> **DATA SUPPLIED**
>>>

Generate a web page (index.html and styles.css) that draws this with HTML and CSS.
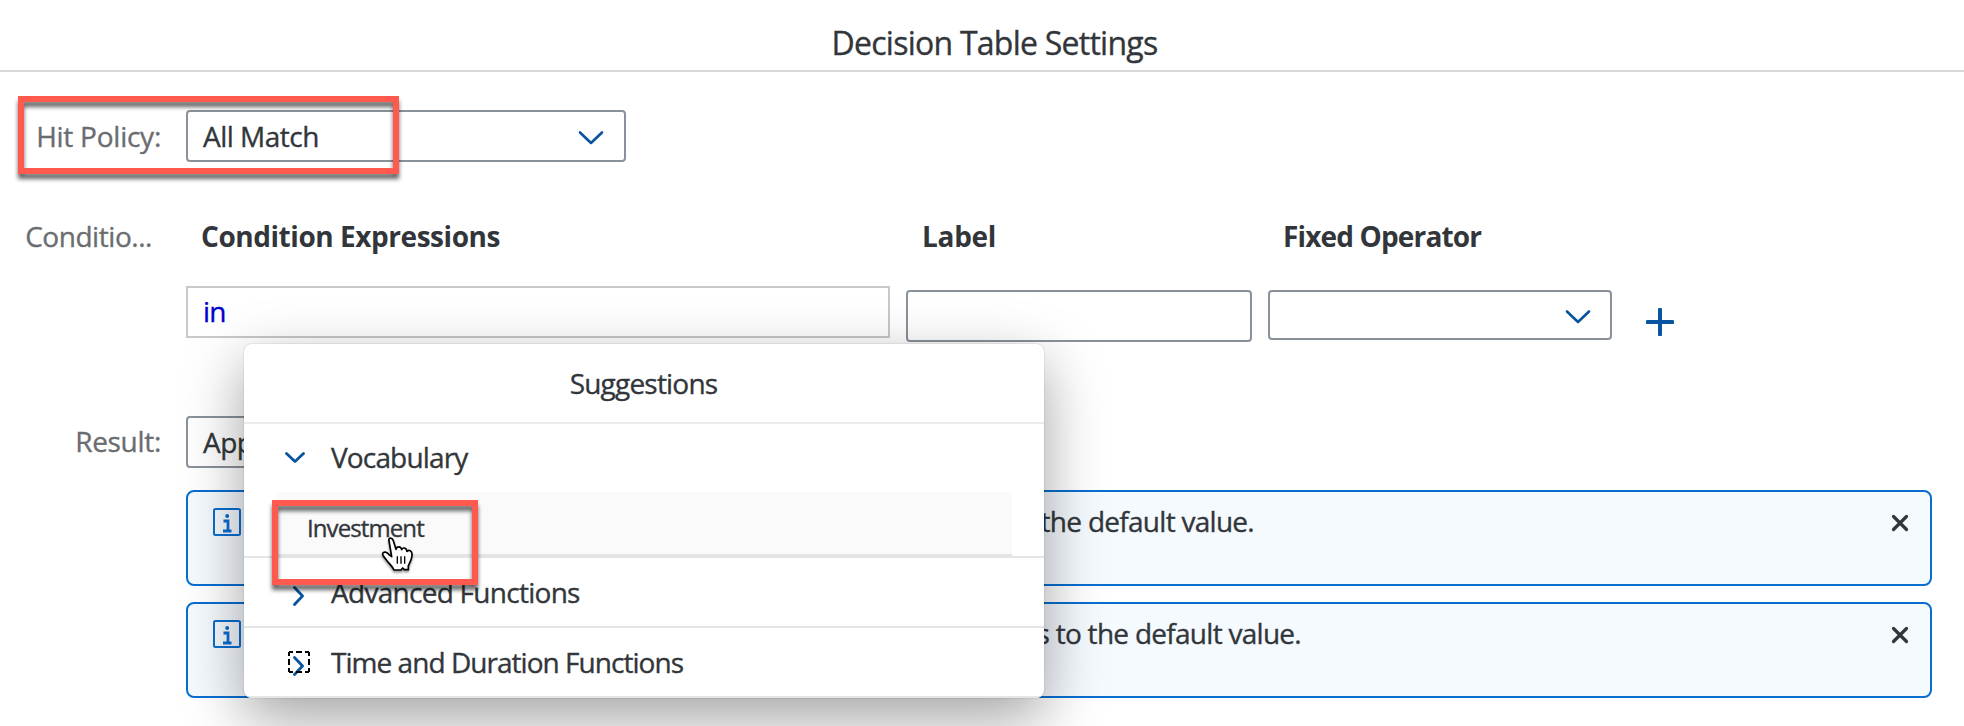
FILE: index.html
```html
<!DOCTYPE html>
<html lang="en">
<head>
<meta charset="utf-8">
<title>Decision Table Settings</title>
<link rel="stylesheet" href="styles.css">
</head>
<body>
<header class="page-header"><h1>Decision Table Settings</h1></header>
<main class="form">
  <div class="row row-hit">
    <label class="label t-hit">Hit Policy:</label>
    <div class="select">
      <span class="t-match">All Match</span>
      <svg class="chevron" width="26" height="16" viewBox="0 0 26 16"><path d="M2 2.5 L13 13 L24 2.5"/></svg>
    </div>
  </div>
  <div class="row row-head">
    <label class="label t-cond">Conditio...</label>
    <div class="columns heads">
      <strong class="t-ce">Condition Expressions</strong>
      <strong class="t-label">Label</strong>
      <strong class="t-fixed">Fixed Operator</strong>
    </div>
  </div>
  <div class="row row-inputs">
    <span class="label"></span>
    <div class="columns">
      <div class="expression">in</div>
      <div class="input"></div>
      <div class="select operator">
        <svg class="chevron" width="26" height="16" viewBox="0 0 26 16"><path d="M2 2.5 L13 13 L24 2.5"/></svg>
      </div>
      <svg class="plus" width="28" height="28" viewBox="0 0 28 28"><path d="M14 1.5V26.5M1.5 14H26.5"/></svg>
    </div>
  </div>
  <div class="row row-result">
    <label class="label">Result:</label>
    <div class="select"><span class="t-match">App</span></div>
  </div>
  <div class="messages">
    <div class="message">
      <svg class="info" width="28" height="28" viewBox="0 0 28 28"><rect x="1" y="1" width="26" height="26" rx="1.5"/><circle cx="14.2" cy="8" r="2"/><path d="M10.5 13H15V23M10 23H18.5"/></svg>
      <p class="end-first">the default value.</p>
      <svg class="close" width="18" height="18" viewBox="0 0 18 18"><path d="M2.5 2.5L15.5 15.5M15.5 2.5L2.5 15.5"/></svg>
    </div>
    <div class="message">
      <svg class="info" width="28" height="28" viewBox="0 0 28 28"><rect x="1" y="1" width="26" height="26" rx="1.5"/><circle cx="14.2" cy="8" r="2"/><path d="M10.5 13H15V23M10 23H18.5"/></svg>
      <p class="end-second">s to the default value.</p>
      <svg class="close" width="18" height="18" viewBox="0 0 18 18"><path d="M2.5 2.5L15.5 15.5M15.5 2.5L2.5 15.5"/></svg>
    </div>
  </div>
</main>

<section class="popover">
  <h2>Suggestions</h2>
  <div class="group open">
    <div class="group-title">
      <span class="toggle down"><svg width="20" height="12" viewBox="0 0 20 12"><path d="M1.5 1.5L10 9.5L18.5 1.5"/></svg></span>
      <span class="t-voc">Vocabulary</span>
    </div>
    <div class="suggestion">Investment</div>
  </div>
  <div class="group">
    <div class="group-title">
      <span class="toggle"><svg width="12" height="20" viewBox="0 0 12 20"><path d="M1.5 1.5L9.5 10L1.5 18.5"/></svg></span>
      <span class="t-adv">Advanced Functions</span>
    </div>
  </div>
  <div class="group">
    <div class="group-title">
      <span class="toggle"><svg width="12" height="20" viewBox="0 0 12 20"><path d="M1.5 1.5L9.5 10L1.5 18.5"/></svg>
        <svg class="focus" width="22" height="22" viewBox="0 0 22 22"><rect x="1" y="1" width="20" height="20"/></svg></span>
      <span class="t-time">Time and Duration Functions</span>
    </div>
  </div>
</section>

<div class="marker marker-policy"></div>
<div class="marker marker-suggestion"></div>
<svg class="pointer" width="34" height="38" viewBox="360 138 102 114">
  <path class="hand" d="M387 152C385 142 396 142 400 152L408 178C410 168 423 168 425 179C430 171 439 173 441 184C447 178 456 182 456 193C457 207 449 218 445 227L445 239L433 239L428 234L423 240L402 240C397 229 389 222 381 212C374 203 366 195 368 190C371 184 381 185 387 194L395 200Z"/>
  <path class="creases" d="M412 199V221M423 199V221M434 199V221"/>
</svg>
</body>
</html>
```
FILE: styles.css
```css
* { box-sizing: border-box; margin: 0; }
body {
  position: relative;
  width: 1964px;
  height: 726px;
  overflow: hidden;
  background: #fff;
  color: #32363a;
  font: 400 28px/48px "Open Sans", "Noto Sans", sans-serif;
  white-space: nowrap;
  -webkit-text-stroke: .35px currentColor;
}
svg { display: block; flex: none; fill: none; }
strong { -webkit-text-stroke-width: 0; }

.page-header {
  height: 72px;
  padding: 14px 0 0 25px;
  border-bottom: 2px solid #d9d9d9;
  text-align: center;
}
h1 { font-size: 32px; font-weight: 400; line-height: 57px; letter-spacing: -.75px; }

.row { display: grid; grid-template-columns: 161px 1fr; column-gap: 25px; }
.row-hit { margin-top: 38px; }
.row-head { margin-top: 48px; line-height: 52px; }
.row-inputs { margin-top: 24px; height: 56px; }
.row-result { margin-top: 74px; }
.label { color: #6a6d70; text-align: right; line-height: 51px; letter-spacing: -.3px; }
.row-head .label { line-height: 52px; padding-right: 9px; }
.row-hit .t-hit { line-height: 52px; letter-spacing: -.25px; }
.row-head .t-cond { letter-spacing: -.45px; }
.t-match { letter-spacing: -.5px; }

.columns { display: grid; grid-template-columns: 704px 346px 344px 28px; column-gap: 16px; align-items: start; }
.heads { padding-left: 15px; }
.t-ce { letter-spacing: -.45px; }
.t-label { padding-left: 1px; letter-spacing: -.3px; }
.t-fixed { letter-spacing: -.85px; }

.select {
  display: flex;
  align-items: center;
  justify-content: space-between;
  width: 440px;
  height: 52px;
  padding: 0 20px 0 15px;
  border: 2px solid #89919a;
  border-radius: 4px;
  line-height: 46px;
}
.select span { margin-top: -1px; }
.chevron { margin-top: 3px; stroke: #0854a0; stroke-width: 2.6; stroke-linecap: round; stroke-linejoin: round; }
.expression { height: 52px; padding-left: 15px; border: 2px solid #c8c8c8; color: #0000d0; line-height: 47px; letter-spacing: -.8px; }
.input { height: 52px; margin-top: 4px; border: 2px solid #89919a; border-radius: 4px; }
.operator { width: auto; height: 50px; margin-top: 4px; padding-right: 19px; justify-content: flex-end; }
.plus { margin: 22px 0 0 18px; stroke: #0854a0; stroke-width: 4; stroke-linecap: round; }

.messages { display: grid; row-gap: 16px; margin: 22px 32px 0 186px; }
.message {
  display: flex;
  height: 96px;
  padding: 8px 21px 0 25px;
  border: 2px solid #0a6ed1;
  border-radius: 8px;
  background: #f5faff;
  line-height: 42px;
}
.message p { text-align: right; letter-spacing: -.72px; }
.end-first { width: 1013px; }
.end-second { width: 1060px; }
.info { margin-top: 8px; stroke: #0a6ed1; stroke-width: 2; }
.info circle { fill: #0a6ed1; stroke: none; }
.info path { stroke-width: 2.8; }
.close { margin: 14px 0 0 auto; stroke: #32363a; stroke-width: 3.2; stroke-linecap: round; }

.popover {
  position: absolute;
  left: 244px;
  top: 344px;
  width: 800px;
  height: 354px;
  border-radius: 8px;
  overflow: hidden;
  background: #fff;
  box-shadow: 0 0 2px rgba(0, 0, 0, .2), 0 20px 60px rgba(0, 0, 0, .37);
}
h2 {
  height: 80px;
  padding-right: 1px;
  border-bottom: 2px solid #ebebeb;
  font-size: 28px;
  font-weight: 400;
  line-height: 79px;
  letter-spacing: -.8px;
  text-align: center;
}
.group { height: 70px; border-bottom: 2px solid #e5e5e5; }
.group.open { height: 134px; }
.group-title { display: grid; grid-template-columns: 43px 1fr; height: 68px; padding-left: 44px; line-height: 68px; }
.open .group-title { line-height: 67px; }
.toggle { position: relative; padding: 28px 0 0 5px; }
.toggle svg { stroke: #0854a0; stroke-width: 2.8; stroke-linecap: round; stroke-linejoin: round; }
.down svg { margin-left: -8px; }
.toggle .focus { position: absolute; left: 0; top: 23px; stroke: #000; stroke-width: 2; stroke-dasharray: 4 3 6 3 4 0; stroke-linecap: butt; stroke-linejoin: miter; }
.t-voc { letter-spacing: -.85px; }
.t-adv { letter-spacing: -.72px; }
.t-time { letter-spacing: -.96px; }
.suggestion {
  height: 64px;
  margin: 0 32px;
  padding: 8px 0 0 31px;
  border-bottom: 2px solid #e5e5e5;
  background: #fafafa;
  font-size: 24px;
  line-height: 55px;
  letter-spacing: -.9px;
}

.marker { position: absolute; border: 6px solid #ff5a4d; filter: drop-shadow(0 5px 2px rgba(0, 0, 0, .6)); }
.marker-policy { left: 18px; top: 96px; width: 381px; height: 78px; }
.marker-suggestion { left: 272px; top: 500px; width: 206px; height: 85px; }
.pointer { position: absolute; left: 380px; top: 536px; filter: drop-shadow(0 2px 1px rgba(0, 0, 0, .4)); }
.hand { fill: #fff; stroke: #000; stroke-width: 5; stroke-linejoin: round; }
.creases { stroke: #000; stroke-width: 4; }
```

<<<
>>>

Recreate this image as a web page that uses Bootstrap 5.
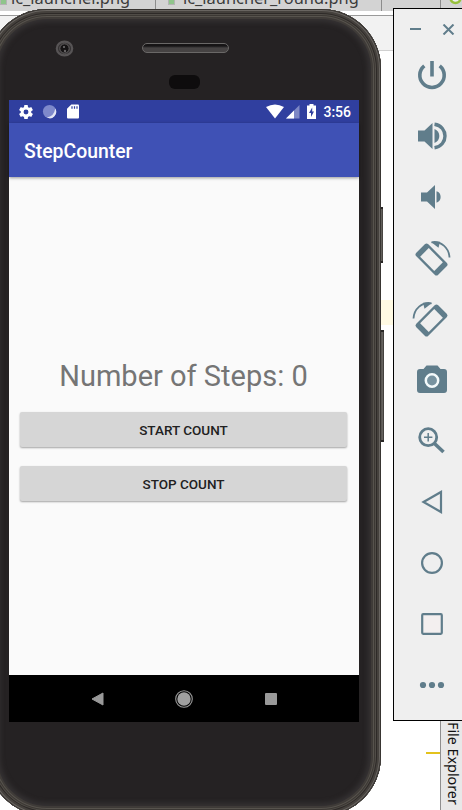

<<<
>>>

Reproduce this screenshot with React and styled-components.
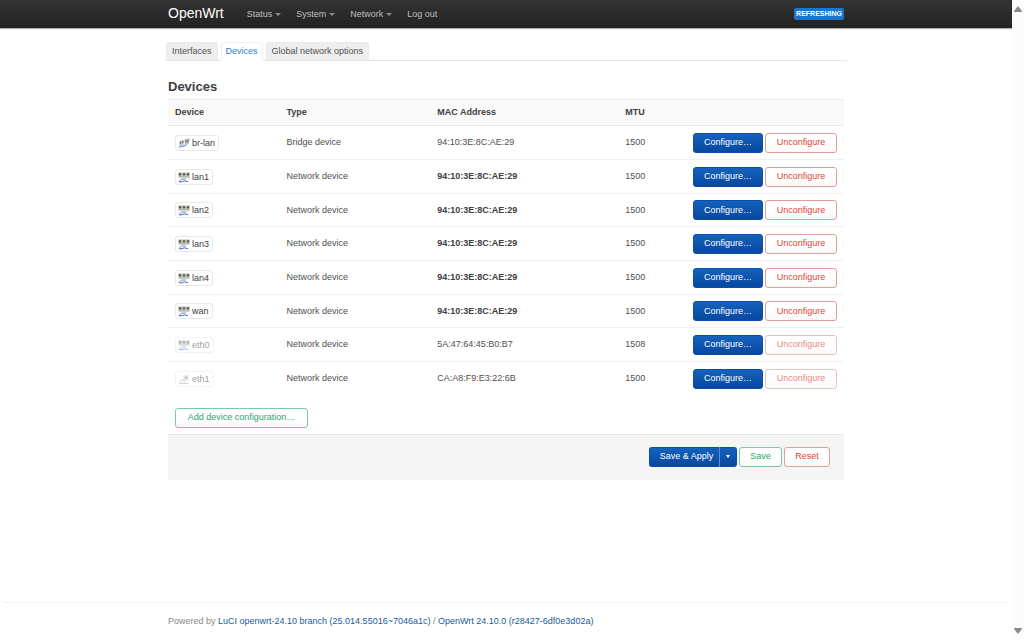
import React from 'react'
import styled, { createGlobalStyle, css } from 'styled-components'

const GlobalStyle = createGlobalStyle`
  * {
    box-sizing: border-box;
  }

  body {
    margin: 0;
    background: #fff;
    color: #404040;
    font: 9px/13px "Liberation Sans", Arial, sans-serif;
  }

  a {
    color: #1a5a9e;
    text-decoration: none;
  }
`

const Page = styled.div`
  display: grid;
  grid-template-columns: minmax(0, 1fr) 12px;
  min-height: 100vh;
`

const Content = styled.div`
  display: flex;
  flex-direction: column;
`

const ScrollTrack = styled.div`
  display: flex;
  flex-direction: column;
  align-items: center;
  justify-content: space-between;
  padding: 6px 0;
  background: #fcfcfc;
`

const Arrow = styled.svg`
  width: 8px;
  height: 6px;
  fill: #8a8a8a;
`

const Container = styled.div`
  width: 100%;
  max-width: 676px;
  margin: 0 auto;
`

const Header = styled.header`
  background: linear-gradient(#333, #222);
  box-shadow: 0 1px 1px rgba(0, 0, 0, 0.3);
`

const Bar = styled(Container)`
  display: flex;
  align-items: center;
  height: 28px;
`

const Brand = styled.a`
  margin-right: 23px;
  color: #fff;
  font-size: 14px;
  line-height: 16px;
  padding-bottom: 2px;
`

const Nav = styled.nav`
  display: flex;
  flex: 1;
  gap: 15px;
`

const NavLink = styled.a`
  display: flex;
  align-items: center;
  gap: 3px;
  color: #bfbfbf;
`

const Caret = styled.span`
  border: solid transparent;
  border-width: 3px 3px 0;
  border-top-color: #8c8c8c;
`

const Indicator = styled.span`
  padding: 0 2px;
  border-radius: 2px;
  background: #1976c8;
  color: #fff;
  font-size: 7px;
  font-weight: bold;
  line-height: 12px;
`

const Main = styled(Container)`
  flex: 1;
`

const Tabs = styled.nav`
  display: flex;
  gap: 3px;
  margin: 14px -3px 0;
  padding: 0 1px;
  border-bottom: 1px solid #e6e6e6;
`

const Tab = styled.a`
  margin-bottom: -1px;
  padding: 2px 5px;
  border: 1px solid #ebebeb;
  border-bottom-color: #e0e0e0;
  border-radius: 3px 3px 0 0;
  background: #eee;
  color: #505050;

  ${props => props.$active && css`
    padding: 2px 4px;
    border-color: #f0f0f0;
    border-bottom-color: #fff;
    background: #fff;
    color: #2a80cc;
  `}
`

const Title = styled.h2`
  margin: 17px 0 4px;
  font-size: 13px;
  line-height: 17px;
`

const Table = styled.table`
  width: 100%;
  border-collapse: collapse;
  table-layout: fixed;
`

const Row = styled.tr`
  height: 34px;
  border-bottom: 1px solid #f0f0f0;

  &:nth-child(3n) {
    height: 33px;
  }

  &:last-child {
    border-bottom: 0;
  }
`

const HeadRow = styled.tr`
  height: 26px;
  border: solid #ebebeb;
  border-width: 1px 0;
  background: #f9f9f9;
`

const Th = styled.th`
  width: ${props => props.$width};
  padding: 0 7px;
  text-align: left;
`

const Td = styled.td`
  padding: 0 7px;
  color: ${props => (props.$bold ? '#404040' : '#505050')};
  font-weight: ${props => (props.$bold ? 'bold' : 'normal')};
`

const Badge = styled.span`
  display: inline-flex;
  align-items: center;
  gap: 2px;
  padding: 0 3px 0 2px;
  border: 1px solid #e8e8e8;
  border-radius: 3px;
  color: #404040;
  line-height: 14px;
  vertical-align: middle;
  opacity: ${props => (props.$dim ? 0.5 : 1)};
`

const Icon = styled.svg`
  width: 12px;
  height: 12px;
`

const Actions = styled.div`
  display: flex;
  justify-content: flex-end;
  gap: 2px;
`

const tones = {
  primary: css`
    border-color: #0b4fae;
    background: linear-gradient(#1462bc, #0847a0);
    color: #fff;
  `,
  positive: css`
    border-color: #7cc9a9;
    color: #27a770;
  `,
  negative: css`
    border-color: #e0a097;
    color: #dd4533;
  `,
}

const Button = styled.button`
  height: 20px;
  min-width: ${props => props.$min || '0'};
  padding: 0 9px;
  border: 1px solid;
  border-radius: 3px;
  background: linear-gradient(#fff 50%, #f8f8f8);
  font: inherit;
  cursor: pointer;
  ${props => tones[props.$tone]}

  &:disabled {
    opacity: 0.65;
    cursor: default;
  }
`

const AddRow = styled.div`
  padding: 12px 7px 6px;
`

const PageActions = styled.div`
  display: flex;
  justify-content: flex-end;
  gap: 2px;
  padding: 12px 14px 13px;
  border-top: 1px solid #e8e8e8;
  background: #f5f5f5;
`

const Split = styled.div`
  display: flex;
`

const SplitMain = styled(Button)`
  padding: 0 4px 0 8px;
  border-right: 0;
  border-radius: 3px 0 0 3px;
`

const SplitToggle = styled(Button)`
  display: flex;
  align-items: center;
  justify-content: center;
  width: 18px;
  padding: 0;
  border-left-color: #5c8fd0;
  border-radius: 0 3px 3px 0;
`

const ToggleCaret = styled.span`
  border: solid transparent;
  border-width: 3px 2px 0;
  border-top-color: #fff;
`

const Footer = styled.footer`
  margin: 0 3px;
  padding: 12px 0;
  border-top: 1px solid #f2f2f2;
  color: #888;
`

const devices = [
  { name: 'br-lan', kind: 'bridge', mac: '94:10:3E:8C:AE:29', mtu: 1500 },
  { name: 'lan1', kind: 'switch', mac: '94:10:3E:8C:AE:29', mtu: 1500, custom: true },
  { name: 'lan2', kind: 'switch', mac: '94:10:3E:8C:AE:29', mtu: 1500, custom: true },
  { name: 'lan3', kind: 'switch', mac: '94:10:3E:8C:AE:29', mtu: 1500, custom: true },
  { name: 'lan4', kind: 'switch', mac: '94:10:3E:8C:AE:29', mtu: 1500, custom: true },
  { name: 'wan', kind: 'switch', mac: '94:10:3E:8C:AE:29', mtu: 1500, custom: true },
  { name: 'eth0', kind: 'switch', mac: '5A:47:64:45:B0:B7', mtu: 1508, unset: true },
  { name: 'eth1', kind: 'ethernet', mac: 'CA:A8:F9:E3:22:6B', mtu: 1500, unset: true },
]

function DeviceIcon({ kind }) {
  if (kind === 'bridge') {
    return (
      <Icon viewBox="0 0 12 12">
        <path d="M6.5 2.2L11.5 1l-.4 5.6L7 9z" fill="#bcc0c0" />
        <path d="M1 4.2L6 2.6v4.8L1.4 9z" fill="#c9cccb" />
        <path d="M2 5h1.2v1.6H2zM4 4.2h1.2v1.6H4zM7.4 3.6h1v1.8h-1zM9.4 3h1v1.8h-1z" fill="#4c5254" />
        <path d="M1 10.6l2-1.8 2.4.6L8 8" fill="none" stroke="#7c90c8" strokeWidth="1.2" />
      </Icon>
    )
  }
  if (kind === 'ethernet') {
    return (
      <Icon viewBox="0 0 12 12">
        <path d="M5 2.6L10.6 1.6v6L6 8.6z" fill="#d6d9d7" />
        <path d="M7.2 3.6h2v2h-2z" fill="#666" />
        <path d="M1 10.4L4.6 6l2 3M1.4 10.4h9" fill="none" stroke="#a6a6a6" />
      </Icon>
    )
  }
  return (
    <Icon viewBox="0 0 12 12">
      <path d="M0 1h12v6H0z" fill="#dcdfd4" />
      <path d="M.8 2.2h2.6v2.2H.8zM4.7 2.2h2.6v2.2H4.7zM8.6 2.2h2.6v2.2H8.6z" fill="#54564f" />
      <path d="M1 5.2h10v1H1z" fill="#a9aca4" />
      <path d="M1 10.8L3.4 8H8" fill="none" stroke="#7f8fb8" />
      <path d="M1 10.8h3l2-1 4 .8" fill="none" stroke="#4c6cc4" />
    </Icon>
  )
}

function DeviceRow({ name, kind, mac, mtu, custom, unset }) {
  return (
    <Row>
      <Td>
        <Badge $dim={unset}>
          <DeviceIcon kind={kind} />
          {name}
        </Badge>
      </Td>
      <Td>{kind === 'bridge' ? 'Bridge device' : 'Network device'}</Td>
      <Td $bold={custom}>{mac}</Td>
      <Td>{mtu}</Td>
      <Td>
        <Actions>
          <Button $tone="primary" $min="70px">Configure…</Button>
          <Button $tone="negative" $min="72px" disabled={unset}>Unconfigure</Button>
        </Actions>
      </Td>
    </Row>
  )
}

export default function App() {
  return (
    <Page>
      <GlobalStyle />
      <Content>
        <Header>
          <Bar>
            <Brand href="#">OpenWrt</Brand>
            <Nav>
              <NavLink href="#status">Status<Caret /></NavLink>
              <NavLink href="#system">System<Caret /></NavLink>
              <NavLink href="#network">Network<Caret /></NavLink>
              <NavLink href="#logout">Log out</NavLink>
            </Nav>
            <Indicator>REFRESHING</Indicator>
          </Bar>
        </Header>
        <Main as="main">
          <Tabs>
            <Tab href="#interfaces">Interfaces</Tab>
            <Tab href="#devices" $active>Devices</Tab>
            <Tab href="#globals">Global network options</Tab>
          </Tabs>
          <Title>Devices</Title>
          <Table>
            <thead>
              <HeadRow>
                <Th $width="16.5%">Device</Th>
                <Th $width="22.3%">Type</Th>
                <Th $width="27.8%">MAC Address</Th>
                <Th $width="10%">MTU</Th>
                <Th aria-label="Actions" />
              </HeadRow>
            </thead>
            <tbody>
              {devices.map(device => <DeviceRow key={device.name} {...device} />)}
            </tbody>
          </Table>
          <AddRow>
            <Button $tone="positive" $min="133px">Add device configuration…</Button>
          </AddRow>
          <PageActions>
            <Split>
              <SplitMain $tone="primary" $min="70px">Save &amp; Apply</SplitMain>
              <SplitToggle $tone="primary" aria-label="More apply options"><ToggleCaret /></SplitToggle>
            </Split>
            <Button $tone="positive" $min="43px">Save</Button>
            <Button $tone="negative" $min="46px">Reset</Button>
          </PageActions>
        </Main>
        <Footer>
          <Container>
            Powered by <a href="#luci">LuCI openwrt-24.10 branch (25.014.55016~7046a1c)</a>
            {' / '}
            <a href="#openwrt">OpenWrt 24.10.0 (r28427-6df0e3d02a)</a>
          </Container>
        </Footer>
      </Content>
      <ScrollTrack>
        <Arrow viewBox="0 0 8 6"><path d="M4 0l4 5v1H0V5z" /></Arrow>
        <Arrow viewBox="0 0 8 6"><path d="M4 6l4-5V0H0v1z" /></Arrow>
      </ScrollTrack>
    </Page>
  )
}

<<<

In the entries above, how many lines hold the word "components"? State the number and nothing else.

> **EXERCISE OUTPUT**
2